[Rows from a dataset of pages and code]
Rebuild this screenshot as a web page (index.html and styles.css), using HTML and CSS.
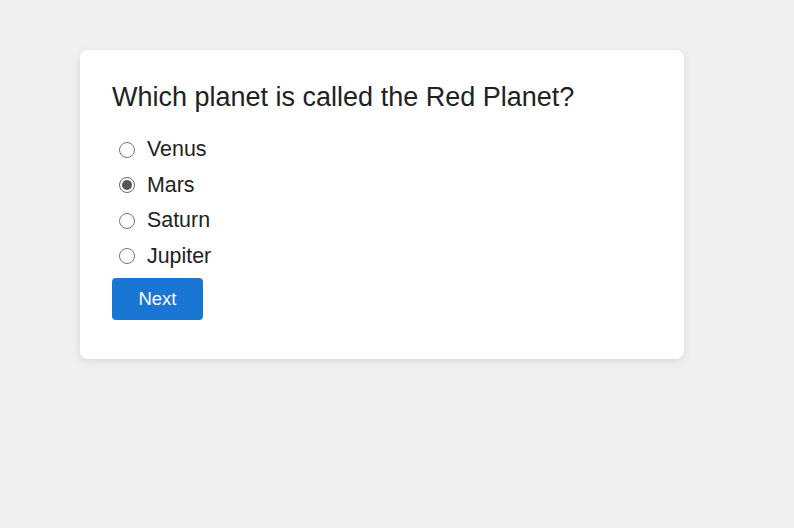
FILE: index.html
```html
<!DOCTYPE html>
<html lang="en">
<head>
<meta charset="utf-8">
<title>Quiz</title>
<link rel="stylesheet" href="styles.css">
</head>
<body>
<div class="card">
  <h2 class="question">Which planet is called the Red Planet?</h2>
  <div class="options">
    <label class="option"><input type="radio" name="q" class="radio"><span>Venus</span></label>
    <label class="option"><input type="radio" name="q" class="radio" checked><span>Mars</span></label>
    <label class="option"><input type="radio" name="q" class="radio"><span>Saturn</span></label>
    <label class="option"><input type="radio" name="q" class="radio"><span>Jupiter</span></label>
  </div>
  <button class="next">Next</button>
</div>
</body>
</html>
```
FILE: styles.css
```css
html, body {
  margin: 0;
  padding: 0;
  background: #f0f0f0;
  font-family: "Liberation Sans", Arial, sans-serif;
  color: #222;
}
body {
  padding: 50px 80px;
}
.card {
  width: 540px;
  padding: 32px;
  background: #fff;
  border-radius: 8px;
  box-shadow: 0 2px 8px rgba(0,0,0,0.1);
  height: 245px;
}
.question {
  margin: 0 0 20px;
  font-size: 27px;
  font-weight: normal;
  line-height: 30px;
}
.options {
  display: flex;
  flex-direction: column;
}
.option {
  display: flex;
  align-items: center;
  gap: 12px;
  height: 35.5px;
  font-size: 21.4px;
  padding-left: 7px;
}
.radio {
  appearance: none;
  margin: 0;
  width: 16px;
  height: 16px;
  border: 1px solid #767676;
  border-radius: 50%;
  background: #fff;
  position: relative;
}
.radio:checked {
  border-color: #666;
}
.radio:checked::after {
  content: "";
  position: absolute;
  left: 2px;
  top: 2px;
  width: 10px;
  height: 10px;
  border-radius: 50%;
  background: #555;
}
.next {
  margin-top: 4px;
  width: 91px;
  height: 42px;
  border: none;
  border-radius: 4px;
  background: #1976d2;
  color: #fff;
  font-family: "Liberation Sans", Arial, sans-serif;
  font-size: 18.5px;
}
```
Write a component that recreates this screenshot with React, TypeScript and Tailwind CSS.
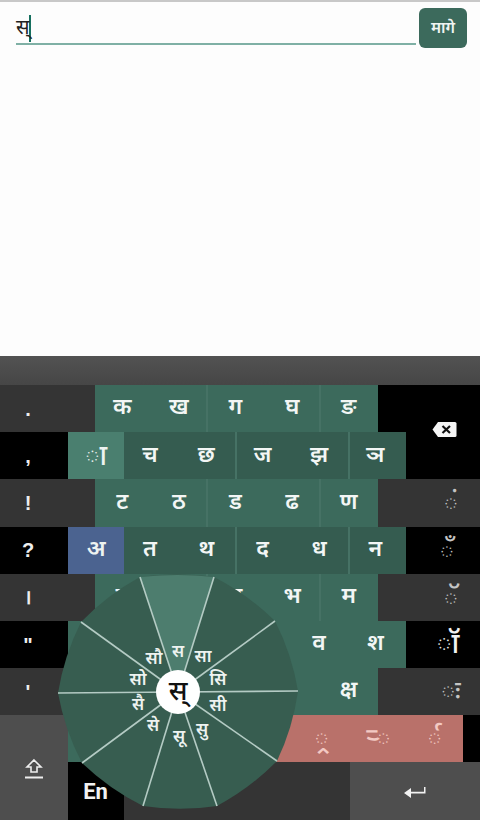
import React from 'react';

const FONT = "font-['Noto_Sans_Devanagari','Noto_Sans','Liberation_Sans',sans-serif]";

const DOTTED = '\u25CC';

const SPOKES: [number, number][] = [
  [214, 577], [275, 621], [298, 691], [277, 761], [217, 806],
  [143, 806], [82, 763], [58, 693], [81, 622], [140, 577],
];

const WHEEL_LABELS: [string, number, number][] = [
  ['स', 178, 653], ['सा', 203, 658], ['सि', 218, 681], ['सी', 218, 707], ['सु', 202, 731],
  ['सू', 179, 738], ['से', 153, 727], ['सै', 138, 706], ['सो', 138, 681], ['सौ', 154, 660],
];

const CX = 178;
const CY = 692;

// outline bulges a little between the spoke ends
const outline = () => {
  let d = `M${SPOKES[0][0]} ${SPOKES[0][1]}`;
  SPOKES.forEach((p, i) => {
    const next = SPOKES[(i + 1) % SPOKES.length];
    const mx = (p[0] + next[0]) / 2;
    const my = (p[1] + next[1]) / 2;
    const cx = CX + (mx - CX) * 1.05;
    const cy = CY + (my - CY) * 1.05;
    d += ` Q${cx} ${cy} ${next[0]} ${next[1]}`;
  });
  return d + 'Z';
};

interface RowProps {
  side: string;
  even?: boolean;
  plain?: boolean;
  blackRight?: boolean;
  first?: { label: string; className: string };
  keys: string[];
  right?: React.ReactNode;
}

const KeyRow = ({ side, even, plain, blackRight, first, keys, right }: RowProps) => (
  <div className="flex h-[47.2px]">
    <div className={`flex items-center justify-center text-[20px] font-bold text-[#eeeeee] ${even ? 'w-[68px] bg-black pr-[12px]' : 'w-[95px] bg-[#343434] pr-[39px]'}`}>
      <span className="font-['Liberation_Sans',sans-serif]">{side}</span>
    </div>
    <div className={`flex shrink-0 ${even ? 'w-[338px]' : 'w-[283px]'} ${even && !plain ? 'bg-[#355c50]' : 'bg-[#3c6a5c]'}`}>
      {first && (
        <div className={`flex w-[56.33px] shrink-0 items-center justify-center leading-none text-[#eef3f1] ${first.className}`}>
          {first.label}
        </div>
      )}
      {keys.map((k, i) => (
        <div
          key={`${k}-${i}`}
          className={`flex flex-1 items-center justify-center border-r-2 text-[23px] font-semibold text-[#f3f6f5] ${!plain && (i === 1 || i === 3) ? 'border-[#467265]' : 'border-transparent'} ${even ? 'pr-[3px]' : ''}`}
        >
          {k}
        </div>
      ))}
    </div>
    <div className={`flex flex-1 items-center justify-center text-[27px] font-medium leading-none text-[#c4c4c4] ${even || blackRight ? 'bg-black' : 'bg-[#343434]'}`}>
      {right}
    </div>
  </div>
);

const Wheel = () => (
  <svg className="absolute left-[50px] top-[565px] h-[250px] w-[260px]" viewBox="50 565 260 250">
    <path d={outline()} fill="#375d50" />
    <path d={`M${CX} ${CY} L140 577 Q178 573 214 577Z`} fill="#4d7d6e" />
    {SPOKES.map(([x, y]) => (
      <line key={`${x}-${y}`} x1={CX} y1={CY} x2={x} y2={y} stroke="#b4cbc4" strokeWidth="1.6" />
    ))}
    <circle cx={CX} cy={CY} r="22" fill="#ffffff" />
    <text x={CX} y={CY + 1} textAnchor="middle" dominantBaseline="central" fontSize="27" fontWeight="500" fill="#111111">स्</text>
    {WHEEL_LABELS.map(([t, x, y]) => (
      <text key={t} x={x} y={y} textAnchor="middle" dominantBaseline="central" fontSize="17" fontWeight="600" fill="#eef3f1">{t}</text>
    ))}
  </svg>
);

export default function App() {
  return (
    <div className={`${FONT} relative h-[820px] w-[480px] overflow-hidden bg-[#fdfdfd]`}>
      <div className="flex h-[356px] items-start border-t-2 border-[#c8c8c8] pl-4 pr-[13px] pt-[6px]">
        <div className="flex h-[37px] flex-1 items-end border-b-2 border-[#7fb0a5] text-[20px] leading-[30px] text-[#222222]">
          <span className="translate-y-[1px]">स्</span>
          <span className="mb-[1px] ml-[-1px] h-[27px] w-[2px] bg-[#16705f]" />
        </div>
        <button className="ml-[3px] h-10 w-12 rounded-md bg-[#3c6a5c] pt-[3px] text-[16px] font-semibold text-[#f0f4f2]">मागे</button>
      </div>

      <div className="h-[29px] bg-gradient-to-b from-[#525252] to-[#464646]" />

      <KeyRow side="." blackRight keys={['क', 'ख', 'ग', 'घ', 'ङ']} />
      <KeyRow
        side=","
        even
        first={{ label: `${DOTTED}ा`, className: 'bg-[#4a7f6f] pt-[4px] text-[28px] font-medium' }}
        keys={['च', 'छ', 'ज', 'झ', 'ञ']}
      />
      <KeyRow side="!" keys={['ट', 'ठ', 'ड', 'ढ', 'ण']} right={<span className="translate-y-[3px] pl-[44px]">{DOTTED}ं</span>} />
      <KeyRow
        side="?"
        even
        first={{ label: 'अ', className: 'bg-[#4b6390] text-[23px] font-semibold' }}
        keys={['त', 'थ', 'द', 'ध', 'न']}
        right={<span className="translate-y-[3px] pl-[8px]">{DOTTED}ँ</span>}
      />
      <KeyRow side="।" keys={['प', 'फ', 'ब', 'भ', 'म']} right={<span className="translate-y-[3px] pl-[44px]">{DOTTED}ॅ</span>} />
      <KeyRow
        side={'"'}
        even
        plain
        first={{ label: '', className: '' }}
        keys={['य', 'र', 'ल', 'व', 'श']}
        right={<span className="translate-y-[2px] pl-[10px] text-[29px] text-[#f2f2f2]">{DOTTED}ॉ</span>}
      />
      <KeyRow side="'" plain keys={['ष', 'स', 'ह', '', 'क्ष']} right={<span className="translate-y-[2px] pl-[44px]">{DOTTED}ः</span>} />

      <div className="flex h-[105.6px]">
        <div className="flex w-[68px] items-center justify-center bg-[#4e4e4e] pt-[2px]">
          <svg width="22" height="22" viewBox="0 0 22 22" fill="none" stroke="#eeeeee" strokeWidth="1.6">
            <path d="M11 2 L18 9 H14 V14 H8 V9 H4 Z" />
            <path d="M2 19.5 H20" strokeWidth="2" />
          </svg>
        </div>
        <div className="flex flex-1 flex-col">
          <div className="flex h-[47px]">
            <div className="flex w-[395px] bg-black">
              <div className="w-[169px] bg-[#3c6a5c]" />
              <div className="flex w-[226px] items-center justify-end bg-[#b9716a] text-[27px] font-medium leading-none text-[#f3c9c3]">
                <span className="flex w-[56.5px] translate-y-[2px] justify-center">{DOTTED}्र</span>
                <span className="flex w-[56.5px] translate-y-[2px] justify-center">र्‍{DOTTED}</span>
                <span className="flex w-[56.5px] translate-y-[2px] justify-center">र्{DOTTED}</span>
              </div>
            </div>
            <div className="flex-1 bg-black" />
          </div>
          <div className="flex flex-1">
            <div className="flex w-[56px] items-center justify-center bg-black pb-[1px] pr-[1px] font-['Roboto',sans-serif] text-[22px] font-bold text-[#f2f2f2]">En</div>
            <div className="w-[226px] bg-[#343434]" />
            <div className="flex flex-1 items-center justify-center bg-[#4e4e4e]">
              <svg width="22" height="12" viewBox="0 0 22 12" fill="#f2f2f2">
                <path d="M0 7 L7 2 V5.8 H20 V1 H21.5 V7.4 H7 V12 Z" />
              </svg>
            </div>
          </div>
        </div>
      </div>

      {/* backspace sits across the two black rows */}
      <svg className="absolute left-[432px] top-[421px] h-[17px] w-[25px]" viewBox="0 0 25 17">
        <path d="M6 1 H23 a1.5 1.5 0 0 1 1.5 1.5 V14.5 a1.5 1.5 0 0 1 -1.5 1.5 H6 L0.5 8.5Z" fill="#f5f5f5" />
        <path d="M10.5 5 L18 12 M18 5 L10.5 12" stroke="#111111" strokeWidth="2.2" />
      </svg>

      <Wheel />
    </div>
  );
}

What to work on:
Make an exact copy of the lines from the one containing "Write a component" to the one containing "const DOTTED = '\u25CC';", keeping both and leaving out every picture.

Solution to the exercise:
Write a component that recreates this screenshot with React, TypeScript and Tailwind CSS.
import React from 'react';

const FONT = "font-['Noto_Sans_Devanagari','Noto_Sans','Liberation_Sans',sans-serif]";

const DOTTED = '\u25CC';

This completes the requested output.